╭──

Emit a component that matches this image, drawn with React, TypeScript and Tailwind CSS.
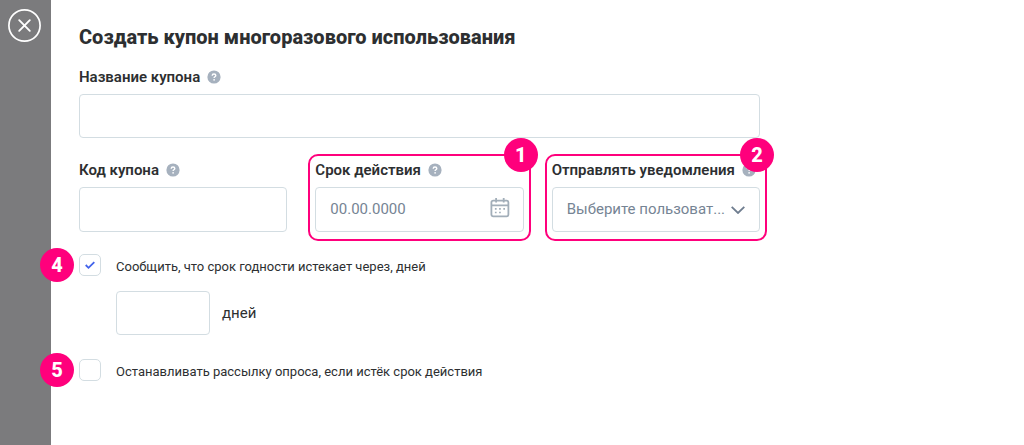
import React, { useState } from 'react';

const fieldBox =
  'block w-full rounded border border-[#d3dde2] bg-white text-[15px] text-[#2d2f31] outline-none focus:border-[#8fa0b3]';

function HelpIcon() {
  return (
    <svg viewBox="0 0 14 14" className="size-3.5 shrink-0" aria-hidden="true">
      <circle cx="7" cy="7" r="6.6" fill="#a6b1be" />
      <path d="M5.2 5.7C5.2 4.6 5.9 4 7 4s1.8.6 1.8 1.6c0 1.2-1.7 1.2-1.7 2.4" fill="none" stroke="#fff" strokeWidth="1.4" />
      <circle cx="7.1" cy="9.8" r=".85" fill="#fff" />
    </svg>
  );
}

function CalendarIcon() {
  return (
    <svg viewBox="0 0 20 20" className="size-5" fill="none" stroke="#a2aeb9" strokeWidth="1.8" aria-hidden="true">
      <rect x="1.4" y="2.6" width="17" height="15.8" rx="1.8" />
      <path d="M1.4 7.3h17M6.1 0v4.6M13.7 0v4.6" />
      <path
        d="M4.9 10.9h1.7M9.1 10.9h1.7M13.3 10.9h1.7M4.9 14.5h1.7M9.1 14.5h1.7"
        strokeWidth="1.6"
      />
    </svg>
  );
}

function Badge({ value, className }: { value: number; className: string }) {
  return (
    <span
      className={`pointer-events-none absolute flex size-[34px] items-center justify-center rounded-full bg-[#ff007c] text-xl font-extrabold text-white ${className}`}
    >
      {value}
    </span>
  );
}

function Highlight({ value }: { value: number }) {
  return (
    <>
      <span className="pointer-events-none absolute -inset-x-[7px] -top-1.5 -bottom-[9px] rounded-[10px] border-2 border-[#ff007c]" />
      <Badge value={value} className="-top-[22px] -right-3.5" />
    </>
  );
}

function Field({
  id,
  label,
  marker,
  children,
}: {
  id: string;
  label: string;
  marker?: number;
  children: React.ReactNode;
}) {
  return (
    <div className="relative min-w-0">
      <div className="mb-[7px] flex items-center gap-[7px]">
        <label htmlFor={id} className="text-[15px] leading-5 font-semibold whitespace-nowrap">
          {label}
        </label>
        <HelpIcon />
      </div>
      {children}
      {marker !== undefined && <Highlight value={marker} />}
    </div>
  );
}

function CheckRow({
  id,
  label,
  marker,
  initial,
}: {
  id: string;
  label: string;
  marker: number;
  initial: boolean;
}) {
  const [checked, setChecked] = useState(initial);
  return (
    <div className="relative flex items-center gap-[15px]">
      <Badge value={marker} className="-top-1.5 -left-[39px]" />
      <span className="grid size-[22px] shrink-0">
        <input
          id={id}
          type="checkbox"
          checked={checked}
          onChange={(e) => setChecked(e.target.checked)}
          className="col-start-1 row-start-1 size-[22px] appearance-none rounded-[5px] border border-[#d3dde2] bg-white"
        />
        {checked && (
          <svg
            viewBox="0 0 22 22"
            className="pointer-events-none col-start-1 row-start-1 size-[22px]"
            fill="none"
            stroke="#4263eb"
            strokeWidth="1.8"
            aria-hidden="true"
          >
            <path d="M6.7 11l2.8 2.8L15.3 8.1" />
          </svg>
        )}
      </span>
      <label htmlFor={id} className="pt-1 text-[13px] leading-[18px]">
        {label}
      </label>
    </div>
  );
}

export default function App() {
  return (
    <div className="flex min-h-screen bg-white font-['Roboto',sans-serif] text-[#2d2f31]">
      <aside className="flex w-[51px] shrink-0 bg-[#7b7b7d] pt-[9px] pl-2">
        <button type="button" aria-label="Закрыть" className="size-[33px] self-start">
          <svg viewBox="0 0 33 33" className="size-[33px]" fill="none" stroke="#fff" aria-hidden="true">
            <circle cx="16.5" cy="16.5" r="15.6" strokeWidth="1.7" />
            <path d="M11.2 11.2l10.6 10.6M21.8 11.2L11.2 21.8" strokeWidth="1.9" strokeLinecap="round" />
          </svg>
        </button>
      </aside>
      <main className="min-w-0 flex-1 px-7 pt-[23px] pb-6">
        <form className="max-w-[681px]" onSubmit={(e) => e.preventDefault()}>
          <h1 className="mb-4 text-xl leading-7 font-extrabold">Создать купон многоразового использования</h1>

          <Field id="coupon-name" label="Название купона">
            <input id="coupon-name" type="text" className={`${fieldBox} h-11 px-4`} />
          </Field>

          <div className="mt-[22px] grid grid-cols-3 gap-7">
            <Field id="coupon-code" label="Код купона">
              <input id="coupon-code" type="text" className={`${fieldBox} h-[45px] px-4`} />
            </Field>
            <Field id="valid-until" label="Срок действия" marker={1}>
              <div className="grid items-center">
                <input
                  id="valid-until"
                  type="text"
                  placeholder="00.00.0000"
                  className={`${fieldBox} col-start-1 row-start-1 h-[45px] pr-11 pb-0.5 pl-3.5 placeholder:text-[#768494]`}
                />
                <span className="pointer-events-none col-start-1 row-start-1 mr-3.5 mb-1 justify-self-end">
                  <CalendarIcon />
                </span>
              </div>
            </Field>
            <Field id="notify" label="Отправлять уведомления" marker={2}>
              <div className="grid items-center">
                <select
                  id="notify"
                  className={`${fieldBox} col-start-1 row-start-1 h-[45px] appearance-none pr-8 pl-3.5 text-[#768494]`}
                >
                  <option>Выберите пользоват...</option>
                </select>
                <svg
                  viewBox="0 0 14 8"
                  className="pointer-events-none col-start-1 row-start-1 mr-[15px] h-2 w-3.5 justify-self-end"
                  fill="none"
                  stroke="#6f7d8f"
                  strokeWidth="1.8"
                  aria-hidden="true"
                >
                  <path d="M.7.8L7 7 13.3.8" />
                </svg>
              </div>
            </Field>
          </div>

          <div className="mt-[22px]">
            <CheckRow id="expiry-notice" label="Сообщить, что срок годности истекает через, дней" marker={4} initial={true} />
          </div>
          <div className="mt-[15px] flex items-center gap-3 pl-[37px]">
            <div className="w-[94px]">
              <input id="expiry-days" type="text" inputMode="numeric" className={`${fieldBox} h-11 px-3`} />
            </div>
            <label htmlFor="expiry-days" className="text-[15px] leading-5">
              дней
            </label>
          </div>
          <div className="mt-6">
            <CheckRow id="stop-sending" label="Останавливать рассылку опроса, если истёк срок действия" marker={5} initial={false} />
          </div>
        </form>
      </main>
    </div>
  );
}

╰──

▶ What needs to be done: Scan the listing above and identify each line holding the string "React"; copy every such line.

▶ Solution:
Emit a component that matches this image, drawn with React, TypeScript and Tailwind CSS.
import React, { useState } from 'react';
  children: React.ReactNode;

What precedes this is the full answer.